= A Breeze of Hope =

Bolivian nonprofit organization

A Breeze of Hope (Una Brisa de Esperanza) is a Bolivian non-profit organization that provides free legal, social, and psychological support to girls, boys, and adolescents who are survivors of sexual violence. The organization was founded and is led by Brisa de Ángulo, herself a survivor of sexual abuse as a teenager. It emerged from the creation of the Centro Una Brisa de Esperanza (FUBE), established in 2004 by Brisa and her parents, and recognized as the first center in Bolivia dedicated to supporting child and adolescent survivors of sexual violence. Since 2014, it has collaborated with the international women’s rights organization Equality Now.

The center focuses on addressing both the psychological and physical consequences of violence. It provides professional psychological counseling, comprehensive legal assistance, and social services to survivors and their families. It also engages in prevention efforts, community education, and advocacy for public policy reforms to address sexual violence.

==History==

Brisa de Ángulo, an advocate and survivor of sexual abuse, founded A Breeze of Hope in 2004 to address the urgent need for support and justice for sexually abused children in Bolivia. She experienced repeated rape by a family member at 16, and her decision to report the abuse was met with intimidation and blame from her community, extended family, and the authorities.

In November 2007, the Bolivian government declared August 9 as the National Day Against Child Sexual Abuse through Law No. 3773. This law recognizes the right of victims to be heard, to access justice, and to live free from violence. Each year, a march against child sexual abuse is organized in the different departments of Bolivia. The first march was initiated by Brisa at age 17 in Cochabamba, attended by 5,000 people. Brisa recalls: "My dream was to show survivors that they are not alone, that there are more good people than bad. With that motivation, I started giving talks at universities and on TV to encourage others to join the march. No one thought it would succeed."

In 2012, CUBE, together with Rutgers Law School in Camden and the Washington College of Law, presented a thematic hearing before the Inter-American Commission on Human Rights at the Organization of American States. The hearing described Bolivia’s systemic failures in cases of sexual violence involving adolescent girls, as well as feasible reforms the country could implement to address the problem.

In 2013, A Breeze of Hope advocacy before the Inter-American Commission on Human Rights successfully led to the repeal of Bolivia’s “marriage-rape law,” which had allowed perpetrators to avoid prosecution by marrying their victims.

Since 2014, the foundation has collaborated with the international women’s rights advocacy organization Equality Now.

In 2016, young people who had benefited from ABH’s services created the Youth Network Against Sexual Violence, which provides one-on-one contact in schools, community events, fairs, and interviews with local media.

In 2016, the Youth Network Against Sexual Violence was created, led by survivors.

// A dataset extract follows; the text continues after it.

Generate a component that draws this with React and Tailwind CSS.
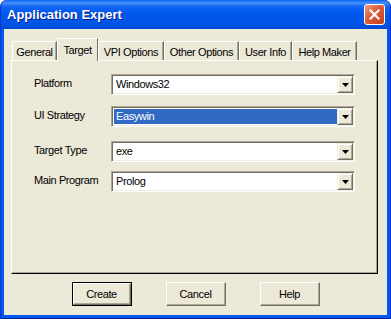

In 2019, the international report What Works to Prevent Sexual Violence Against Children highlighted the foundation’s model as innovative and based on global best practices. According to the study, the foundation provides free legal, psychological, and social services, and has maintained a 96% conviction rate in the cases it supports. The report also notes the training of over 100,000 people in the prevention and management of sexual violence cases.